The result, as recorded in the Reading Monthly Meeting Minutes was that “After careful comparison of handwriting and spelling, and study of internal evidence, we are agreed that there is little doubt that two of the earlier letters at least were written by our Friend Dorothy Thatcher. Some of us are convinced that all the documents, including the post card, have been written by her.”

She was confronted with the evidence and on four separate occasions was visited by members urging her to confess and seek forgiveness. She continued to deny her involvement, so the Overseers were forced to go to the Monthly Meeting to resolve the matter. They also applied to Mrs Thatcher to confess but her refusal to do so meant they decided to send testimony of disownment and she was removed from the members list in June 1910.

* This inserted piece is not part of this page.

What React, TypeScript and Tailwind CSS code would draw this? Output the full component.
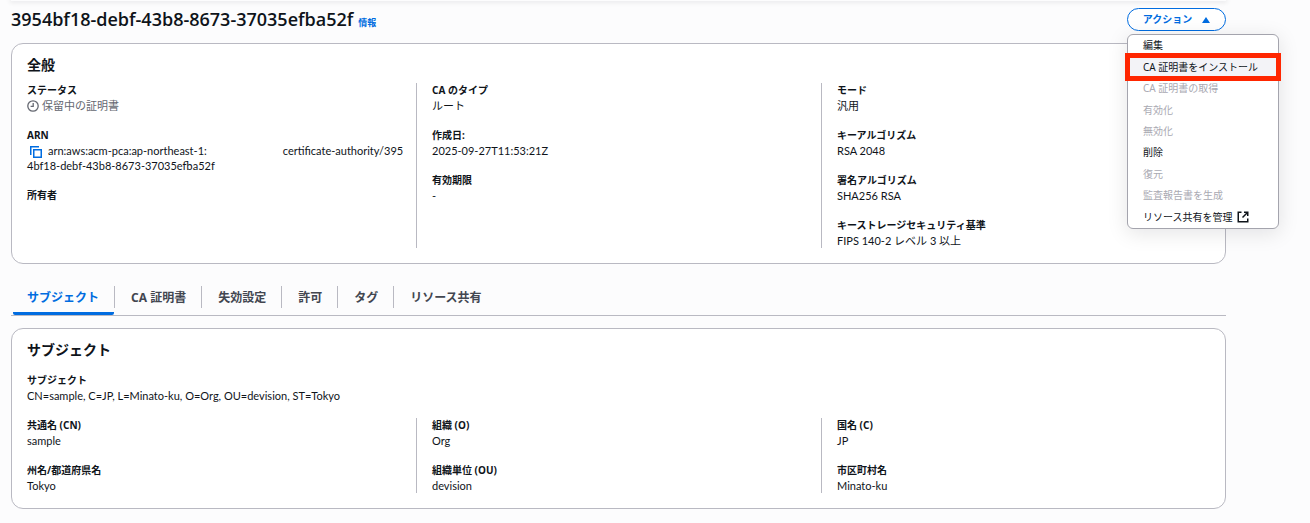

This was not quite the end of the story. After his wife was removed from the members list, a letter was received from her husband, Frederick Thatcher stating that “I think it will be the best thing for you to scratch my name off and also my children…I must say it does seem rather hard to think that all the blame should be put upon my wife & myself & family”. Two members were assigned to visit the family and whilst they had a pleasant visit, although disappointed not to see the children, they did not change his mind. Frederick Thatcher and his children were therefore also removed from the members list in November 1910.

So it was that a case of anonymous letters resulted in six members leaving the Society. We will never know for sure if Mrs Thatcher was the author of the letters and if so, why she wrote them. All we have evidence of is the diligent work completed by other members seeking to resolve the matter.